I didn't know my neighbors ... at all.  I knew the people I worked with and the people from church.  That was it. I didn't know their connections to other people in the community or who their families were or how they had grown up or why they were in the business they were in. I didn't know what made them happy or about the enormous sadness they carried because they might have lost a child.  I had no relationship with these people other than the very tenuous connections we built in limited conversations.
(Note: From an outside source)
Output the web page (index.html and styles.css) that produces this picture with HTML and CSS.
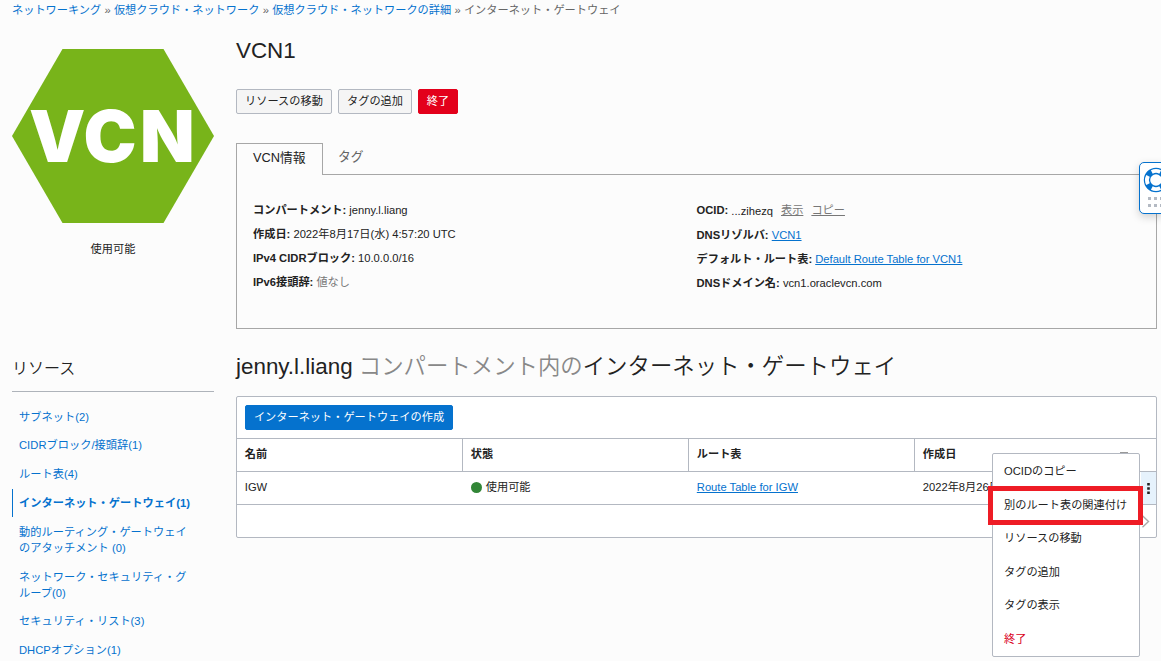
FILE: index.html
```html
<!DOCTYPE html>
<html lang="ja">
<head>
<meta charset="utf-8">
<title>VCN1</title>
<link rel="stylesheet" href="styles.css">
</head>
<body>
<nav class="breadcrumb"><a>ネットワーキング</a> » <a>仮想クラウド・ネットワーク</a> » <a>仮想クラウド・ネットワークの詳細</a> » インターネット・ゲートウェイ</nav>
<div class="layout">
  <aside class="sidebar">
    <svg class="hexagon" width="202" height="174" viewBox="0 0 202 174">
      <path d="M50.5 0H151.5L202 87L151.5 174H50.5L0 87Z" fill="#78b41a"/>
      <text class="hexagon-text" x="17 71.5 128" y="113">VCN</text>
    </svg>
    <div class="state">使用可能</div>
    <h2 class="side-title">リソース</h2>
    <ul class="side-nav">
      <li>サブネット(2)</li>
      <li>CIDRブロック/接頭辞(1)</li>
      <li>ルート表(4)</li>
      <li class="active">インターネット・ゲートウェイ(1)</li>
      <li>動的ルーティング・ゲートウェイ<br>のアタッチメント (0)</li>
      <li>ネットワーク・セキュリティ・グ<br>ループ(0)</li>
      <li>セキュリティ・リスト(3)</li>
      <li>DHCPオプション(1)</li>
    </ul>
  </aside>
  <main class="main">
    <h1 class="title">VCN1</h1>
    <div class="actions">
      <button class="btn btn-move">リソースの移動</button>
      <button class="btn btn-tag">タグの追加</button>
      <button class="btn btn-danger">終了</button>
    </div>
    <div class="tabs">
      <div class="tab tab-active">VCN情報</div>
      <div class="tab">タグ</div>
    </div>
    <section class="panel">
      <div class="info">
        <p><b>コンパートメント:</b> jenny.l.liang</p>
        <p><b>作成日:</b> 2022年8月17日(水) 4:57:20 UTC</p>
        <p><b>IPv4 CIDRブロック:</b> 10.0.0.0/16</p>
        <p><b>IPv6接頭辞:</b> <span class="muted">値なし</span></p>
      </div>
      <div class="info info-right">
        <p class="ocid"><b>OCID:</b> <span class="ocid-value">...zihezq</span><a class="quiet">表示</a><a class="quiet">コピー</a></p>
        <p><b>DNSリゾルバ:</b> <a class="link">VCN1</a></p>
        <p><b>デフォルト・ルート表:</b> <a class="link">Default Route Table for VCN1</a></p>
        <p><b>DNSドメイン名:</b> vcn1.oraclevcn.com</p>
      </div>
    </section>
    <h2 class="list-title">jenny.l.liang <span>コンパートメント内の</span>インターネット・ゲートウェイ</h2>
    <section class="table">
      <div class="toolbar"><button class="btn btn-primary">インターネット・ゲートウェイの作成</button></div>
      <div class="row head"><div>名前</div><div>状態</div><div>ルート表</div><div>作成日</div></div>
      <div class="row">
        <div>IGW</div>
        <div><span class="dot"></span>使用可能</div>
        <div><a class="link">Route Table for IGW</a></div>
        <div>2022年8月26日</div>
        <div class="kebab"><svg width="3" height="11" viewBox="0 0 3 11"><path d="M.2 0h2.6v2.6H.2zM.2 4.2h2.6v2.6H.2zM.2 8.4h2.6V11H.2z" fill="#222"/></svg></div>
      </div>
      <div class="foot"><svg width="10" height="13" viewBox="0 0 10 13"><path d="M1.5 .8L7.5 6.5L1.5 12.2" fill="none" stroke="#aaa" stroke-width="1.4"/></svg></div>
      <span class="peek"></span>
    </section>
  </main>
</div>
<div class="help">
  <svg width="22" height="50" viewBox="0 0 22 50">
    <circle cx="16" cy="17" r="9" fill="none" stroke="#0572ce" stroke-width="6.4"/>
    <g fill="none" stroke="#fff" stroke-width="3.8">
      <path d="M11.8 9A9 9 0 0 1 20.2 9"/>
      <path d="M8 12.8A9 9 0 0 0 8 21.2"/>
      <path d="M11.8 25A9 9 0 0 0 20.2 25"/>
    </g>
    <path d="M8 34h3v3H8zM14 34h3v3h-3zM20 34h2v3h-2zM8 41h3v3H8zM14 41h3v3h-3zM20 41h2v3h-2z" fill="#b4bac3"/>
  </svg>
</div>
<div class="menu">
  <div>OCIDのコピー</div>
  <div>別のルート表の関連付け</div>
  <div>リソースの移動</div>
  <div>タグの追加</div>
  <div>タグの表示</div>
  <div class="terminate">終了</div>
</div>
<div class="highlight"></div>
</body>
</html>
```
FILE: styles.css
```css
* { box-sizing: border-box; }
body {
  margin: 0;
  height: 661px;
  overflow: hidden;
  position: relative;
  background: #fcfcfc;
  color: #222;
  font: 11.2px/16px "Liberation Sans", "Noto Sans CJK JP", sans-serif;
  white-space: nowrap;
}
h1, h2, p, ul { margin: 0; padding: 0; font-weight: 400; }
a, .side-nav { color: #0572ce; }
.breadcrumb { height: 20px; padding: 2px 0 0 12px; color: #666; word-spacing: .15px; }
.layout { display: flex; gap: 22px; padding-left: 12px; }
.sidebar { width: 202px; padding-top: 29px; }
.hexagon { display: block; }
.hexagon-text { font: 900 71px Inter, "Liberation Sans", sans-serif; fill: #fff; }
.state { margin-top: 18px; text-align: center; }
.side-title { height: 45px; margin: 90px 0 10.3px; padding-top: 12px; font-size: 16px; font-weight: 350; line-height: 20px; border-bottom: 1px solid #aeb3ba; }
.side-nav { list-style: none; }
.side-nav li { padding: 6.4px 0 6.4px 7px; letter-spacing: .04px; }
.side-nav .active { padding-left: 6px; border-left: 1px solid #0572ce; font-weight: 700; }
.main { width: 921px; }
.title { padding-top: 17px; height: 69px; font-size: 22.4px; line-height: 28px; }
.actions { display: flex; gap: 6px; height: 54px; }
.btn { height: 25px; padding: 0; border: 1px solid #b3b8c1; border-radius: 2px; background: #f5f5f5; color: #222; font: inherit; line-height: 23px; }
.btn-move { width: 96px; }
.btn-tag { width: 74px; }
.btn-danger { width: 40px; background: #e3001b; border-color: #e3001b; color: #fff; }
.btn-primary { width: 208px; background: #0572ce; border-color: #0572ce; color: #fff; }
.tabs { display: flex; height: 32px; font-size: 12.8px; }
.tab { flex: 1; padding: 6px 0 0 15px; line-height: 16px; color: #666; border-bottom: 1px solid #a7a7a7; }
.tab-active { flex: none; width: 87px; padding: 6px 0 0 16px; color: #222; border: 1px solid #a7a7a7; border-bottom: 0; }
.panel { display: flex; height: 154px; padding: 23px 0 0 16px; border: 1px solid #a7a7a7; border-top: 0; }
.info { width: 443.5px; line-height: 24px; }
.info-right .ocid { height: 25px; }
.muted { color: #777; }
.ocid-value { position: relative; top: 1px; }
.quiet { margin-left: 8px; color: #777; text-decoration: underline; }
.link { text-decoration: underline; }
.list-title { height: 67px; padding-top: 22px; font-size: 22.4px; font-weight: 350; line-height: 31px; }
.list-title span { color: #888; }
.table { position: relative; height: 142px; border: 1px solid #b3b8c1; border-radius: 2px; background: #fff; }
.toolbar { height: 42px; padding: 8px; border-bottom: 1px solid #b3b8c1; }
.row { display: grid; grid-template-columns: 226px 226px 226px 226px 1fr; height: 33px; line-height: 30px; border-bottom: 1px solid #b3b8c1; }
.row > div { padding-left: 7.8px; }
.head { font-weight: 700; }
.head > div { border-right: 1px solid #b3b8c1; }
.head > div:last-child { border-right: 0; }
.dot { display: inline-block; width: 11px; height: 11px; margin-right: 4px; border-radius: 50%; background: #328637; vertical-align: -2px; }
.row .kebab { display: flex; align-items: center; justify-content: center; padding: 0 1px 0 0; background: #e6f2fc; }
.foot { display: flex; justify-content: flex-end; height: 32px; padding: 10px 5px 0 0; }
.peek { position: absolute; left: 883px; top: 55px; width: 8px; height: 1px; background: #999; }
.help { position: absolute; left: 1139px; top: 162px; width: 24px; height: 52px; border: 1px solid #0572ce; border-radius: 5px 0 0 5px; background: #fff; box-shadow: 0 3px 8px rgba(0,0,0,.18); }
.menu { position: absolute; left: 992px; top: 453px; width: 148px; height: 204px; padding: 1px 0 0 11px; border: 1px solid #b3b8c1; border-radius: 2px; background: #fff; line-height: 33.6px; }
.terminate { color: #d9001b; }
.highlight { position: absolute; left: 988px; top: 486px; width: 155px; height: 39px; border: 5px solid #ee1c25; }
```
I dug in with a few people here and there and we became close enough for me to know about their lives and I am thankful for that, but it occurs to me that as immense as my life seemed to be, it really had more limitations than ever before.

I couldn't walk to see my friends or even ride a bicycle to their homes; I had to get in a car and fly past all of the interesting things I might have seen along the way.  The woman who spends every waking moment of her day working with the plants around her home - I don't know her.  The man who walks everywhere - I don't know where he is going.  The wealthy man who lives several blocks from me - I'll never be in his home.  I will never wander through Omaha and know for sure that 3 doors down lives someone who cares for me simply because I'm alive.

Those few streets in the towns in which I grew up may look small on a map, but they are filled with treasures I can never find anywhere else.  It's taken me 30 years to recognize that my world never really got bigger when I left them.